Sementara itu, CEO Ceria Group Derian Sakmiwata mengungkapkan bahwa smelter RKEF Ceria line 1 akan beroperasi dalam dua hingga tiga bulan ke depan. "Ukuran furnace-nya 72 MVA ini yang nanti akan input raw mineral sebesar 1,4 juta metrik ton per tahun di kadar 1,59," urainya.

Derian menyebut, itu merupakan Langkah awal Ceria, dan RKEF masih memiliki target membangun 4 jalur RKEF yang akan dibangun secara bertahap, dan juga akan membangun smelter dengan teknologi HPAL (High Pressure Acid Leaching) dan seluruh aktivitas industri CERIA berpedoman terhadap kaidah Environment, Social and Governance (ESG).

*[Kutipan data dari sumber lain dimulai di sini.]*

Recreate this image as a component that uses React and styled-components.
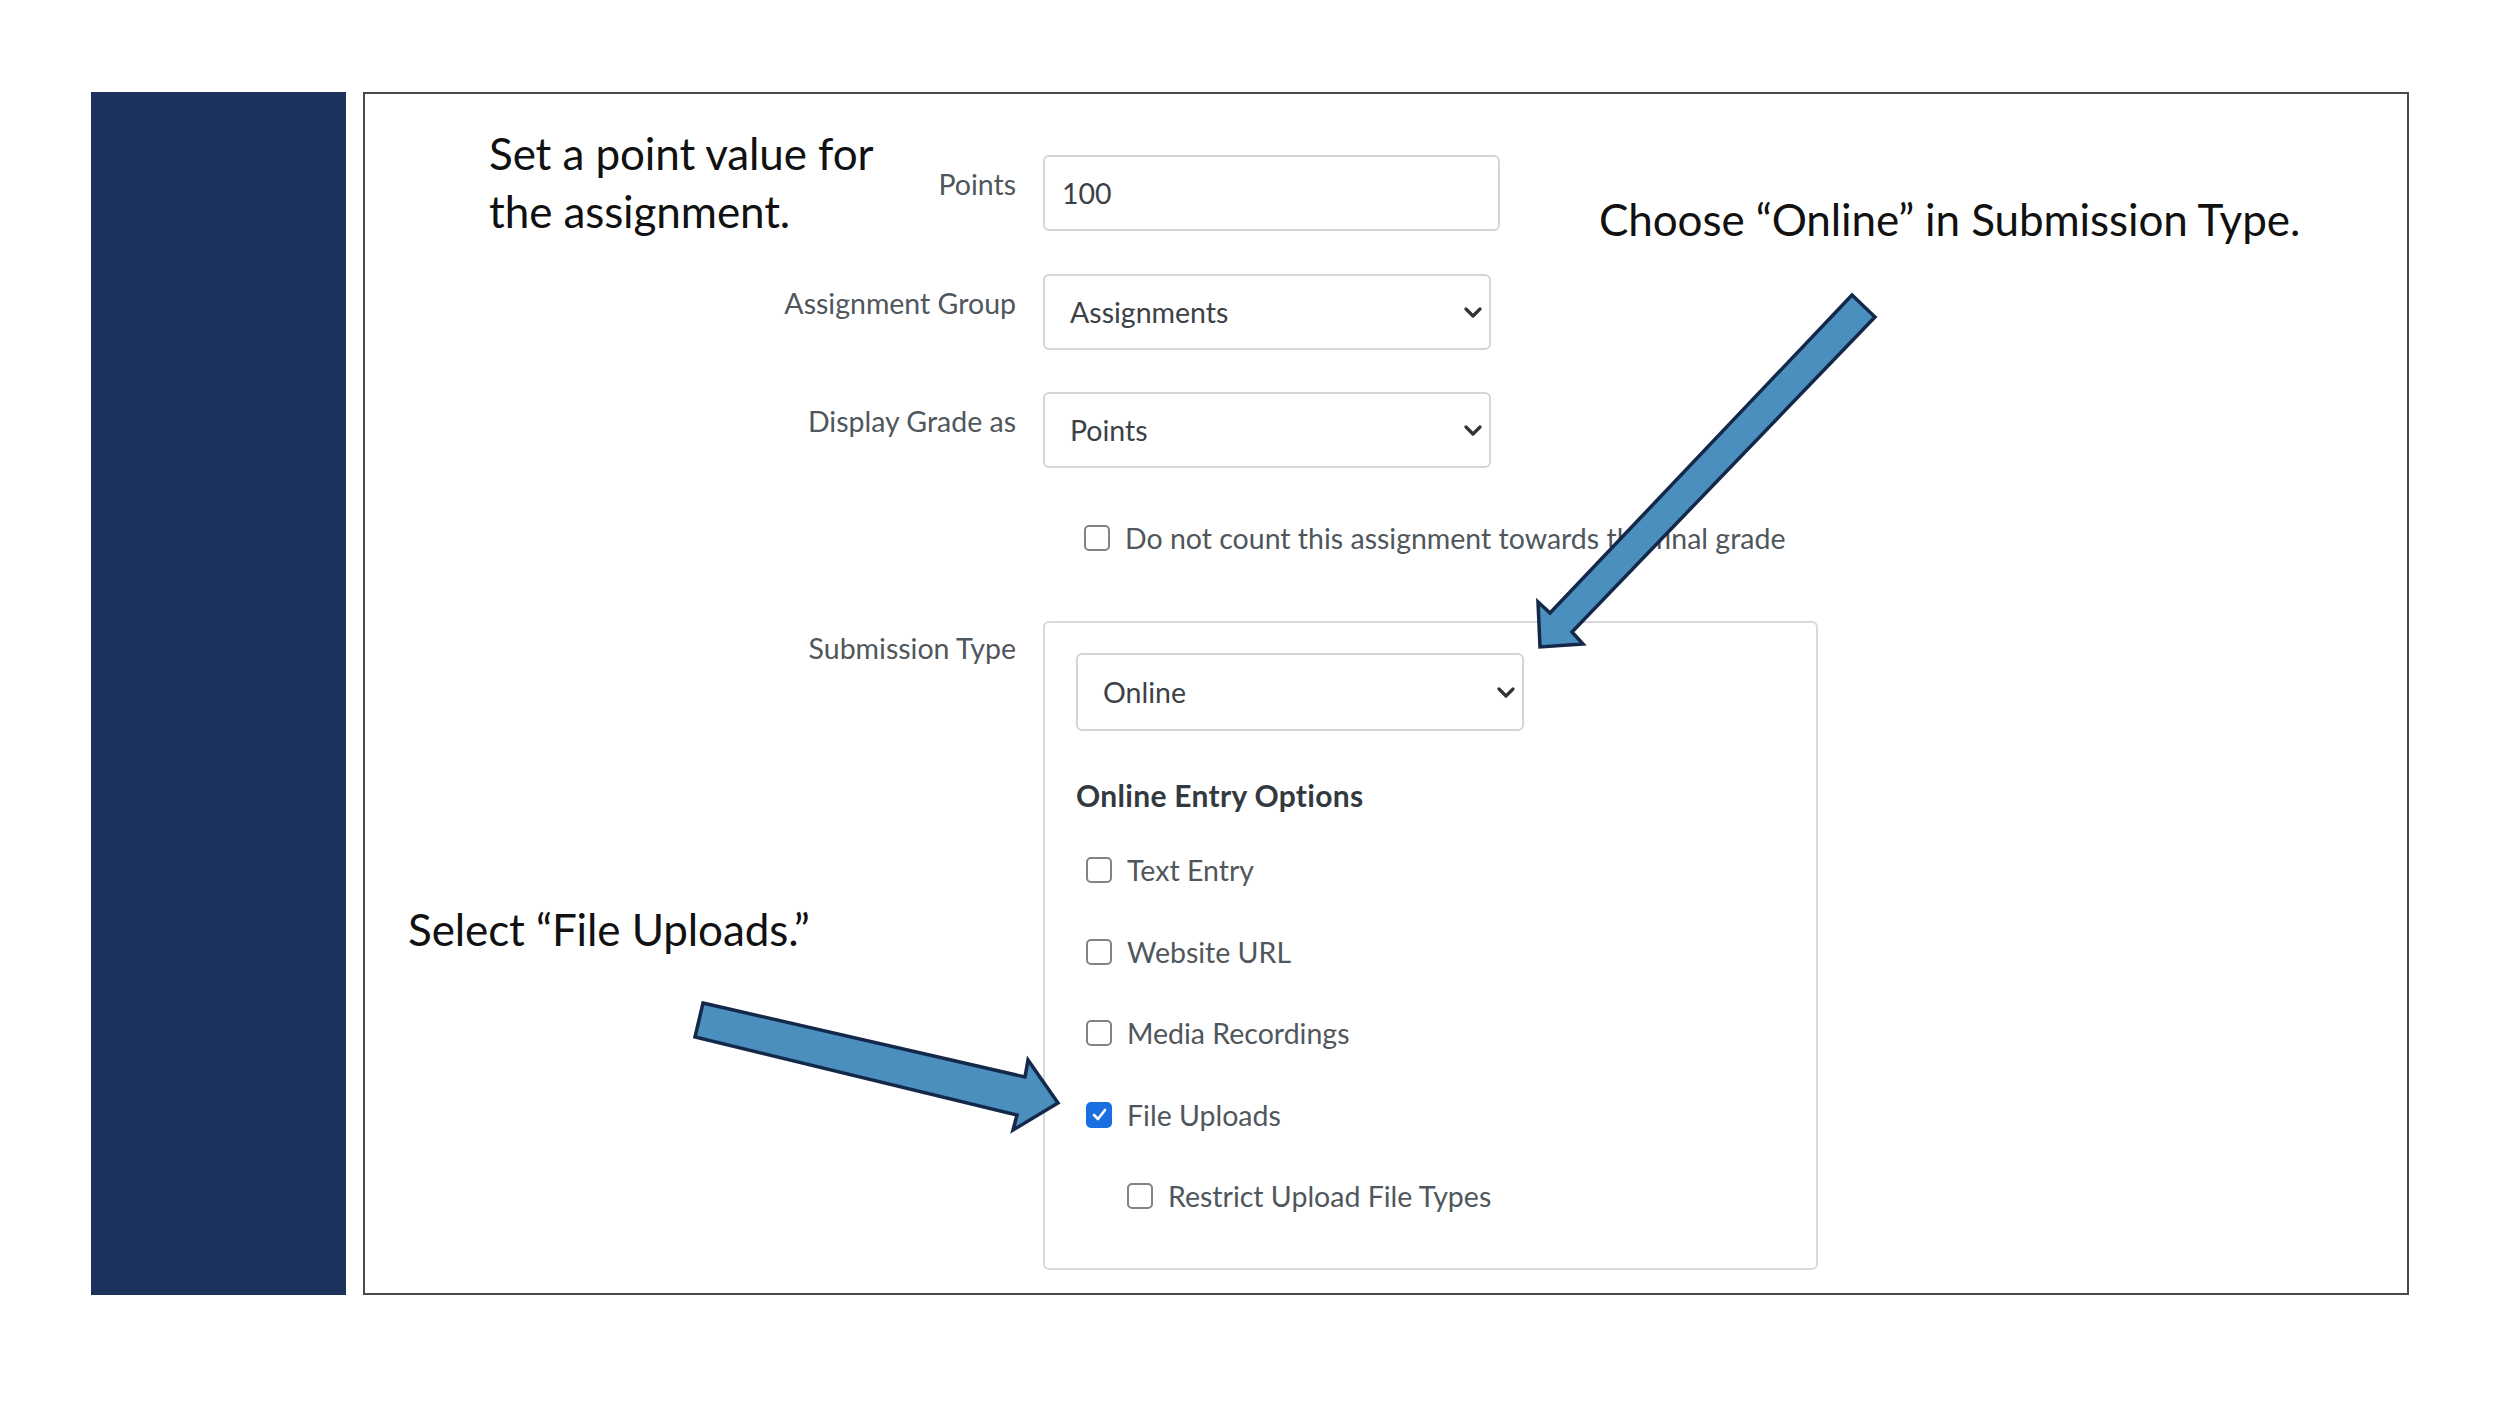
import styled, { createGlobalStyle } from "styled-components";

const GlobalStyle = createGlobalStyle`
  html, body {
    margin: 0;
    padding: 0;
    background: #ffffff;
  }
  body {
    font-family: Lato, "Noto Sans", sans-serif;
  }
`;

const Slide = styled.div`
  width: 2500px;
  height: 1406px;
  box-sizing: border-box;
  padding: 92px 0 0 91px;
  display: flex;
  align-items: flex-start;
  gap: 17px;
`;

const SideBar = styled.div`
  width: 255px;
  height: 1203px;
  background: #1c315c;
`;

const Frame = styled.div`
  position: relative;
  width: 2046px;
  height: 1203px;
  box-sizing: border-box;
  border: 2px solid #4a4a4a;
  padding-top: 30px;
  display: flex;
  flex-direction: column;
`;

const FormRow = styled.div`
  display: grid;
  grid-template-columns: 651px 1fr;
  column-gap: 27px;
  align-items: start;
  margin-top: ${(p) => p.$mt || 0}px;
`;

const Side = styled.div`
  display: flex;
  flex-direction: ${(p) => (p.$stack ? "column" : "row")};
  justify-content: ${(p) => (p.$stack ? "flex-start" : "space-between")};
  align-items: flex-start;
`;

const Label = styled.div`
  margin-left: auto;
  padding-top: ${(p) => p.$pt || 12}px;
  font-size: 28.5px;
  line-height: 34px;
  color: #50575c;
  white-space: nowrap;
`;

const Note = styled.div`
  margin-left: ${(p) => p.$ml || 0}px;
  margin-top: ${(p) => p.$mt || 0}px;
  font-size: 44px;
  line-height: ${(p) => p.$lh || 58}px;
  color: #111111;
  letter-spacing: -0.1px;
  white-space: nowrap;
`;

const Field = styled.div`
  display: flex;
  align-items: flex-start;
`;

const TextInput = styled.input`
  width: 457px;
  height: 76px;
  margin-top: ${(p) => p.$mt || 0}px;
  box-sizing: border-box;
  border: 2px solid #d3d7da;
  border-radius: 6px;
  padding: 0 17px;
  font-family: Lato, sans-serif;
  font-size: 28.5px;
  color: #3b4146;
  background: #fff;
  outline: none;
`;

const SelectBox = styled.div`
  width: 448px;
  height: ${(p) => p.$h || 76}px;
  box-sizing: border-box;
  border: 2px solid #d3d7da;
  border-radius: 6px;
  padding: 0 7px 0 25px;
  display: flex;
  align-items: center;
  justify-content: space-between;
  font-size: 28.5px;
  line-height: 34px;
  color: #3b4146;
  background: #fff;
`;

const CheckRow = styled.label`
  display: flex;
  align-items: center;
  gap: 15px;
  height: 34px;
  margin-left: ${(p) => p.$indent || 0}px;
  font-size: 28.5px;
  color: #50575c;
  white-space: nowrap;
`;

const Box = styled.span`
  width: 26px;
  height: 26px;
  box-sizing: border-box;
  border: 2px solid ${(p) => (p.$checked ? "#1a6fe0" : "#7f8488")};
  border-radius: 5px;
  background: ${(p) => (p.$checked ? "#1a6fe0" : "#fff")};
  display: flex;
  align-items: center;
  justify-content: center;
  flex-shrink: 0;
`;

const SubmissionBox = styled.div`
  width: 775px;
  box-sizing: border-box;
  border: 2px solid #d6dadd;
  border-radius: 6px;
  padding: 30px 0 55px 31px;
  display: flex;
  flex-direction: column;
`;

const SectionTitle = styled.div`
  margin-top: 46px;
  font-size: 30px;
  line-height: 36px;
  font-weight: 700;
  letter-spacing: 0.3px;
  color: #333a3f;
`;

const Options = styled.div`
  margin-top: 40px;
  padding-left: 10px;
  display: flex;
  flex-direction: column;
  gap: 47.5px;
`;

const ArrowLayer = styled.svg`
  position: absolute;
  left: 0;
  top: 0;
  width: 2042px;
  height: 1199px;
  pointer-events: none;
`;

const Chevron = () => (
  <svg width="18" height="11" viewBox="0 0 18 11">
    <path d="M2 2 L9 9 L16 2" fill="none" stroke="#2f3438" strokeWidth="3.2" strokeLinecap="round" strokeLinejoin="round" />
  </svg>
);

const Checkbox = ({ checked }) => (
  <Box $checked={checked}>
    {checked && (
      <svg width="15" height="13" viewBox="0 0 15 13">
        <path d="M2 7 L6 11 L13 2" fill="none" stroke="#fff" strokeWidth="2.6" strokeLinecap="round" strokeLinejoin="round" />
      </svg>
    )}
  </Box>
);

const Select = ({ value, height }) => (
  <SelectBox $h={height}>
    <span>{value}</span>
    <Chevron />
  </SelectBox>
);

const options = [
  { text: "Text Entry" },
  { text: "Website URL" },
  { text: "Media Recordings" },
  { text: "File Uploads", checked: true },
  { text: "Restrict Upload File Types", indent: 41 },
];

export default function App() {
  return (
    <>
      <GlobalStyle />
      <Slide>
        <SideBar />
        <Frame>
          <FormRow>
            <Side>
              <Note $ml={124}>
                Set a point value for
                <br />
                the assignment.
              </Note>
              <Label $pt={43}>Points</Label>
            </Side>
            <Field>
              <TextInput $mt={31} defaultValue="100" readOnly />
              <Note $ml={99} $mt={74} $lh={42}>
                Choose “Online” in Submission Type.
              </Note>
            </Field>
          </FormRow>

          <FormRow $mt={34}>
            <Side>
              <Label>Assignment Group</Label>
            </Side>
            <Select value="Assignments" />
          </FormRow>

          <FormRow $mt={42}>
            <Side>
              <Label>Display Grade as</Label>
            </Side>
            <Select value="Points" />
          </FormRow>

          <FormRow $mt={53}>
            <div />
            <CheckRow $indent={41}>
              <Checkbox />
              Do not count this assignment towards the final grade
            </CheckRow>
          </FormRow>

          <FormRow $mt={66}>
            <Side $stack>
              <Label $pt={10}>Submission Type</Label>
              <Note $ml={43} $mt={235}>
                Select “File Uploads.”
              </Note>
            </Side>
            <SubmissionBox>
              <Select value="Online" height={78} />
              <SectionTitle>Online Entry Options</SectionTitle>
              <Options>
                {options.map((o) => (
                  <CheckRow key={o.text} $indent={o.indent}>
                    <Checkbox checked={o.checked} />
                    {o.text}
                  </CheckRow>
                ))}
              </Options>
            </SubmissionBox>
          </FormRow>

          <ArrowLayer viewBox="0 0 2042 1199">
            <g transform="translate(-365 -94)" fill="#4a8fbd" stroke="#14284a" strokeWidth="3.5" strokeLinejoin="miter">
              <polygon points="1852,295 1875,317 1572,632 1583,644 1540,647 1538,602 1550,613" />
              <polygon points="703,1003 1025,1077 1028,1060 1058,1103 1013,1130 1017,1115 695,1037" />
            </g>
          </ArrowLayer>
        </Frame>
      </Slide>
    </>
  );
}
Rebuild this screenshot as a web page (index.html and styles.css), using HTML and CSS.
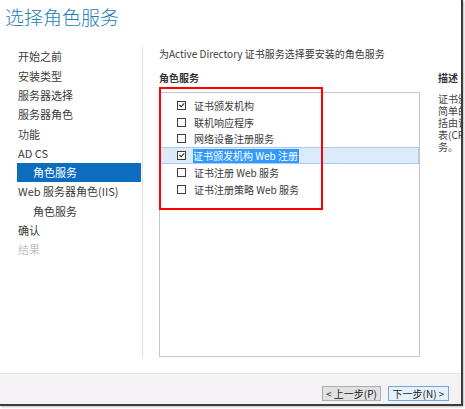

"Saat ini Ceria juga aktif untuk menerapkan IRMA (Initiative for Responsibility Mining Assurance), ini adalah cara Ceria untuk mengupgrade pola operasi untuk lebih memperhatikan aspek lingkungan dan sosial lebih detail lagi untuk mencegah bahaya-bahaya historis yang bisa terjadi lagi dan mencegah bahaya-bahaya yang akan terjadi," tandasnya.

Proyek fasilitas pemurnian bijih nikel milik Ceria merupakan proyek smelter Indonesia pertama yang didanai oleh perbankan nasional, yakni PT. Bank Mandiri (Persero) Tbk.